UUID RegEx validation

value.customer.id.matches(r"^[0-9a-fA-F]{8}\b-[0-9a-fA-F]{4}\b-[0-9a-fA-F]{4}\b-[0-9a-fA-F]{4}\b-[0-9a-fA-F]{12}$")

Ensure Header is JSON

headers['Content-Type'] == 'application/json'

Policies

A Policy is made up of Rules that are applied to topics/prefixes.

Once created, Policies can be assigned actions to take effect when certain criteria is met (e.g., a Rule in the Policy is violated).

The Policy's detail page shows its description, linked Rules, targets, the number of messages evaluated and the number of violations since the Policy was created. You can also enable (and disable) actions for the Policy from this page.

The Policies page lists your Policies with their actions and targets.

Actions

The available actions to enable for a Policy are:

  • Report: when violations occur, log these as events in the Policy's history
  • Block: when a violation occurs, prevent data from being processed or transmitted

By default, Policies created using the Console UI don't have any actions enabled. You have to complete the Policy creation first and then enable the required actions. If there are any additional actions you'd like to see, please get in touch.

Create a Policy

You can create a data quality policy from the Console UI, or the Conduktor CLI.

You can create a Policy through the Console UI through the following steps:

  1. In the Trust section of the sidebar in Conduktor Console go to Policies and click +New Policy.
  2. Define the Policy details:
    • Add a descriptive name for the Policy.
    • The Technical ID will be auto-populated as you type in the name. This is used to identify this Policy in CLI/API.
    • (Optional) Enter a Description to explain your Rule.
  3. Select Rules to be used in the Policy:
    • Every Policy must have at least one Rule
    • You can also create new Rules from this page
    • Click Continue to move to the next step.
  4. Select targets for the Policy:
    • Every Policy must have at least one target
    • A target consists of one or more topics on a specified Gateway
    • You can either select specific topics, or specify a prefix like orders-*
    • Click Continue to move to the next step.
  5. Review the policy, and if you are happy, confirm by clicking Create.

Manage a Policy

Once a Policy is created, you are able to view the linked Rule(s), the target(s) of the Policy and change the actions of the Policy.
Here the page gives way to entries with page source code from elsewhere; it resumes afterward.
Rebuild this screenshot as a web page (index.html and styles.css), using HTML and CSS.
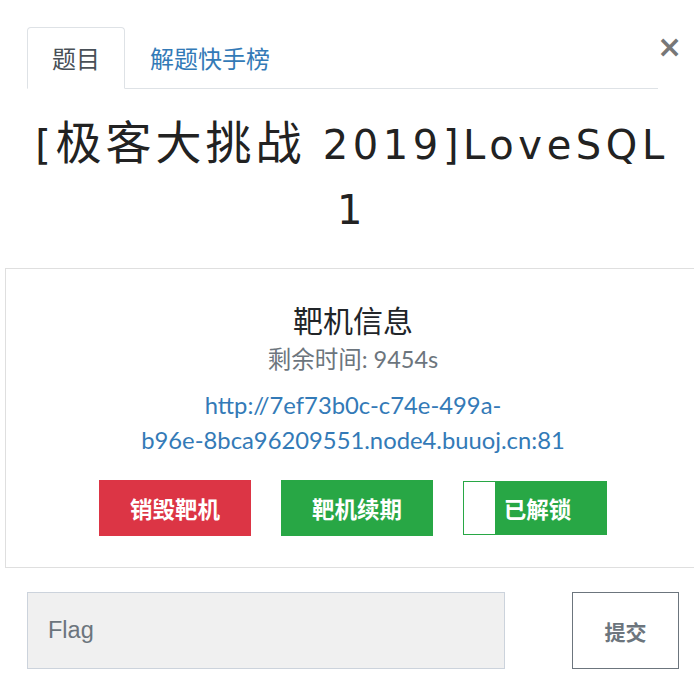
FILE: index.html
```html
<!DOCTYPE html>
<html lang="zh">
<head>
<meta charset="utf-8">
<title>LoveSQL</title>
<link rel="stylesheet" href="styles.css">
</head>
<body>
<div class="modal">
  <div class="header">
    <ul class="tabs">
      <li class="tab active">题目</li>
      <li class="tab link">解题快手榜</li>
    </ul>
    <button class="close" aria-label="close">&times;</button>
  </div>
  <h1 class="title">[<span class="cjk">极客大挑战</span> 2019]LoveSQL 1</h1>
  <div class="card">
    <h3 class="card-title">靶机信息</h3>
    <p class="remain">剩余时间: 9454s</p>
    <a class="addr" href="#">http://7ef73b0c-c74e-499a-<br>b96e-8bca96209551.node4.buuoj.cn:81</a>
    <div class="actions">
      <button class="btn red">销毁靶机</button>
      <button class="btn green">靶机续期</button>
      <div class="toggle"><span class="knob"></span><span class="toggle-label">已解锁</span></div>
    </div>
  </div>
  <div class="flag-row">
    <input class="flag" type="text" placeholder="Flag">
    <button class="submit">提交</button>
  </div>
</div>
</body>
</html>
```

FILE: styles.css
```css
html, body {
  margin: 0;
  padding: 0;
  overflow: hidden;
  background: #fff;
}
body {
  font-family: Lato, "Noto Sans CJK SC", sans-serif;
  color: #212529;
}
.modal {
  width: 694px;
}
.header {
  display: flex;
  align-items: flex-start;
  padding: 27px 0 0 27px;
}
.tabs {
  list-style: none;
  margin: 0;
  padding: 0;
  display: flex;
  width: 631px;
  border-bottom: 1px solid #dee2e6;
}
.tab {
  font-family: "Noto Sans CJK SC", sans-serif;
  font-size: 24px;
  line-height: 36px;
  padding: 12px 24px;
  margin-bottom: -1px;
  border: 1px solid transparent;
  border-radius: 4px 4px 0 0;
}
.tab.active {
  color: #495057;
  border-color: #dee2e6 #dee2e6 #fff;
  background: #fff;
}
.tab.link {
  color: #337ab7;
}
.close {
  margin: 5px 0 0 -1px;
  padding: 0;
  border: 0;
  background: none;
  font-family: "DejaVu Sans", sans-serif;
  font-weight: bold;
  font-size: 30px;
  line-height: 30px;
  color: #777;
  width: 24px;
}
.title {
  font-family: "DejaVu Sans", "Noto Sans CJK SC", sans-serif;
  font-weight: 400;
  font-size: 40px;
  line-height: 65px;
  letter-spacing: 4.6px;
  text-align: center;
  color: #222;
  width: 650px;
  margin: 18px 0 0 27px;
}
.cjk {
  font-family: "Noto Sans CJK SC", sans-serif;
  font-size: 46px;
  line-height: 65px;
  letter-spacing: 4px;
}
.card {
  margin: 25px -7px 0 5px;
  border: 1px solid #dfdfdf;
  text-align: center;
  padding: 30px 0 31px;
}
.card-title {
  font-family: "Noto Sans CJK SC", sans-serif;
  font-weight: 400;
  font-size: 30px;
  line-height: 40px;
  margin: 0;
}
.remain {
  font-size: 23.5px;
  line-height: 30px;
  color: #6c757d;
  margin: 5px 0 14px;
}
.addr {
  display: block;
  font-size: 23.8px;
  line-height: 35px;
  color: #337ab7;
  text-decoration: none;
}
.actions {
  display: flex;
  justify-content: center;
  gap: 30px;
  margin-top: 22px;
}
.btn {
  width: 152px;
  height: 56px;
  border: 0;
  color: #fff;
  font-family: "Noto Sans CJK SC", sans-serif;
  font-weight: bold;
  font-size: 22.5px;
  padding: 0;
}
.red { background: #dc3545; }
.green { background: #28a745; }
.toggle {
  display: flex;
  width: 144px;
  height: 54px;
  margin-top: 1px;
  box-sizing: border-box;
  border: 1px solid #28a745;
  background: #28a745;
}
.knob {
  width: 31px;
  background: #fff;
}
.toggle-label {
  flex: 1;
  display: flex;
  align-items: center;
  justify-content: center;
  padding-right: 26px;
  color: #fff;
  font-family: "Noto Sans CJK SC", sans-serif;
  font-weight: bold;
  font-size: 22.5px;
}
.flag-row {
  display: flex;
  align-items: center;
  justify-content: space-between;
  margin: 24px 0 0 27px;
  width: 652px;
}
.flag {
  width: 478px;
  height: 77px;
  box-sizing: border-box;
  background: #f0f0f0;
  border: 1px solid #ccd3dc;
  padding: 0 20px;
  font-family: "Liberation Sans", Arial, sans-serif;
  font-size: 23.5px;
  color: #495057;
  outline: none;
}
.flag::placeholder { color: #6c757d; }
.submit {
  width: 107px;
  height: 77px;
  box-sizing: border-box;
  background: #fff;
  border: 1px solid #6c757d;
  color: #6c757d;
  font-family: "Noto Sans CJK SC", sans-serif;
  font-weight: bold;
  font-size: 21px;
  padding: 0;
}
```
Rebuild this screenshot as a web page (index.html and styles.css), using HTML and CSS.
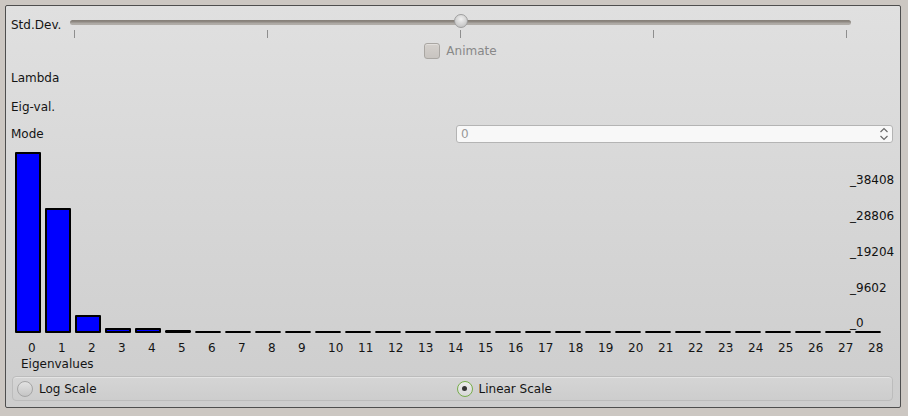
FILE: index.html
```html
<!DOCTYPE html>
<html>
<head>
<meta charset="utf-8">
<link rel="stylesheet" href="styles.css">
</head>
<body>
<div class="panel">
  <div class="row slider-row">
    <div class="label slider-label">Std.Dev.</div>
    <div class="slider">
      <div class="groove"></div>
      <div class="handle"></div>
      <div class="ticks"><span></span><span></span><span></span><span></span><span></span></div>
    </div>
  </div>
  <div class="animate-row">
    <div class="checkbox"></div>
    <span class="animate-text">Animate</span>
  </div>
  <div class="label lambda">Lambda</div>
  <div class="label eigval">Eig-val.</div>
  <div class="row mode-row">
    <div class="label">Mode</div>
    <div class="spin">
      <span class="spin-val">0</span>
      <svg class="spin-arrows" width="10" height="16" viewBox="0 0 10 16">
        <path d="M1.5 6 L5 2.5 L8.5 6" fill="none" stroke="#6a6a6a" stroke-width="1.2"/>
        <path d="M1.5 10 L5 13.5 L8.5 10" fill="none" stroke="#6a6a6a" stroke-width="1.2"/>
      </svg>
    </div>
  </div>
  <div class="chart">
    <div class="bars">
      <div class="bar" style="height:181px"></div>
      <div class="bar" style="height:125px"></div>
      <div class="bar" style="height:18px"></div>
      <div class="bar" style="height:5px"></div>
      <div class="bar" style="height:5px"></div>
      <div class="bar flat" style="height:3px"></div>
      <div class="bar flat"></div>
      <div class="bar flat"></div>
      <div class="bar flat"></div>
      <div class="bar flat"></div>
      <div class="bar flat"></div>
      <div class="bar flat"></div>
      <div class="bar flat"></div>
      <div class="bar flat"></div>
      <div class="bar flat"></div>
      <div class="bar flat"></div>
      <div class="bar flat"></div>
      <div class="bar flat"></div>
      <div class="bar flat"></div>
      <div class="bar flat"></div>
      <div class="bar flat"></div>
      <div class="bar flat"></div>
      <div class="bar flat"></div>
      <div class="bar flat"></div>
      <div class="bar flat"></div>
      <div class="bar flat"></div>
      <div class="bar flat"></div>
      <div class="bar flat"></div>
      <div class="bar flat"></div>
    </div>
    <div class="ylabel" style="top:21px">_38408</div>
    <div class="ylabel" style="top:57px">_28806</div>
    <div class="ylabel" style="top:93px">_19204</div>
    <div class="ylabel" style="top:129px">_9602</div>
    <div class="ylabel" style="top:164px">_0</div>
  </div>
  <div class="xlabels">
    <span>0</span><span>1</span><span>2</span><span>3</span><span>4</span><span>5</span><span>6</span><span>7</span><span>8</span><span>9</span>
    <span>10</span><span>11</span><span>12</span><span>13</span><span>14</span><span>15</span><span>16</span><span>17</span><span>18</span><span>19</span>
    <span>20</span><span>21</span><span>22</span><span>23</span><span>24</span><span>25</span><span>26</span><span>27</span><span>28</span>
  </div>
  <div class="label caption">Eigenvalues</div>
  <div class="radio-group">
    <div class="radio-item"><span class="radio"></span><span>Log Scale</span></div>
    <div class="radio-item"><span class="radio checked"><span class="dot"></span></span><span>Linear Scale</span></div>
  </div>
</div>
</body>
</html>
```

FILE: styles.css
```css
html, body {
  margin: 0;
  padding: 0;
  background: #ccc7c2;
  width: 908px;
  height: 416px;
  overflow: hidden;
}
body {
  font-family: "DejaVu Sans", sans-serif;
  font-size: 12px;
  color: #141414;
}
.panel {
  box-sizing: border-box;
  margin: 5px 0 0 5px;
  width: 896px;
  height: 403px;
  border: 1px solid #4e4e4e;
  border-radius: 2px;
  background: linear-gradient(#e0e0e0, #cdcdcd);
  padding: 0 7px 0 5px;
  display: flex;
  flex-direction: column;
}
.label {
  line-height: 14px;
  height: 14px;
  white-space: nowrap;
  flex: none;
}
.row {
  display: flex;
  flex: none;
}
.slider-row {
  margin-top: 7px;
  height: 25px;
}
.slider-label {
  width: 59px;
  padding-top: 5px;
}
.slider {
  position: relative;
  width: 781px;
}
.groove {
  margin-top: 7px;
  height: 5px;
  border-radius: 3px;
  background: linear-gradient(#857f78 0, #8f8983 40%, #aca8a3 60%, #b2aea9 100%);
}
.handle {
  position: absolute;
  left: 384px;
  top: 1px;
  width: 14px;
  height: 14px;
  box-sizing: border-box;
  border-radius: 50%;
  border: 1px solid #9e9e9e;
  background: radial-gradient(circle at 50% 35%, #f0f0f0, #c4c4c4 80%);
}
.ticks {
  margin-top: 5px;
  height: 8px;
  padding: 0 4px 0 4px;
  display: flex;
  justify-content: space-between;
}
.ticks span {
  width: 1px;
  height: 8px;
  background: #8e8e8e;
}
.animate-row {
  flex: none;
  margin-top: 5px;
  margin-left: 59px;
  width: 781px;
  height: 16px;
  display: flex;
  justify-content: center;
  align-items: center;
  gap: 6px;
}
.checkbox {
  box-sizing: border-box;
  width: 16px;
  height: 16px;
  border: 1px solid #a9a6a2;
  border-radius: 3px;
  background: linear-gradient(#d4d0cc, #c8c4c0);
  box-shadow: inset 0 1px 0 #e2dfdc;
}
.animate-text {
  color: #888888;
  line-height: 14px;
}
.lambda {
  margin-top: 12px;
}
.eigval {
  margin-top: 15px;
}
.mode-row {
  margin-top: 11px;
  height: 18px;
  align-items: center;
  justify-content: space-between;
}
.spin {
  box-sizing: border-box;
  width: 437px;
  height: 18px;
  border: 1px solid #b4b4b4;
  border-radius: 3px;
  background: #f8f8f8;
  display: flex;
  align-items: center;
  justify-content: space-between;
  padding: 0 3px 0 4px;
}
.spin-val {
  color: #999999;
  line-height: 14px;
}
.spin-arrows {
  display: block;
}
.chart {
  flex: none;
  position: relative;
  margin-top: 9px;
  height: 181px;
}
.bars {
  height: 181px;
  padding-left: 4px;
  display: flex;
  align-items: flex-end;
  gap: 4px;
}
.bar {
  box-sizing: border-box;
  width: 26px;
  background: #0000ff;
  border: 2px solid #000;
  border-radius: 1px;
}
.bar.flat {
  height: 2px;
  border: 1px solid #000;
  background: #000;
}
.ylabel {
  position: absolute;
  left: 839px;
  line-height: 14px;
  color: #111;
}
.xlabels {
  flex: none;
  margin-top: 8px;
  height: 14px;
  line-height: 14px;
  padding-left: 4px;
  display: flex;
}
.xlabels span {
  box-sizing: border-box;
  width: 30px;
  padding-left: 13px;
  flex: none;
  white-space: nowrap;
}
.caption {
  margin-top: 2px;
  padding-left: 10px;
}
.radio-group {
  flex: none;
  box-sizing: border-box;
  margin-top: 5px;
  margin-left: 1px;
  width: 881px;
  height: 25px;
  border: 1px solid #bcbcbc;
  border-radius: 4px;
  background: linear-gradient(#d5d5d5, #cdcdcd);
  box-shadow: inset 0 1px 0 #e4e4e4;
  display: grid;
  grid-template-columns: 1fr 1fr;
}
.radio-item {
  display: flex;
  align-items: center;
  gap: 6px;
  padding-left: 4px;
  line-height: 14px;
}
.radio {
  box-sizing: border-box;
  width: 16px;
  height: 16px;
  border-radius: 50%;
  border: 1px solid #a5a5a5;
  background: linear-gradient(#e2e2e2, #c5c5c5);
  display: flex;
  align-items: center;
  justify-content: center;
}
.radio.checked {
  border: 1.5px solid #76ad4a;
  background: linear-gradient(#ececec, #d8d8d8);
}
.dot {
  width: 5px;
  height: 5px;
  border-radius: 50%;
  background: #333;
}
```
You can also view the violations as they have occurred if you have reporting enabled, otherwise you will only have the counts available.

Enabling block action

Since the block action has the ability to stop data from being sent to the requested topic, you have to confirm this by entering 'BLOCK' when prompted. Conversely, to disable the blocking, enter 'UNBLOCK' when prompted.

Troubleshoot

What does Policy status mean?

This is the status of a data quality policy:

  • Pending: the configuration isn't deployed or refreshed yet
  • Ready: the configuration is up-to-date on Gateway
  • Failed: something unexpected happened during the deployment. Check that the connected Gateway is active.

How do I handle headers with dashes?

Use bracket notation instead of dot notation. For example, use the headers['Content-Type'] format.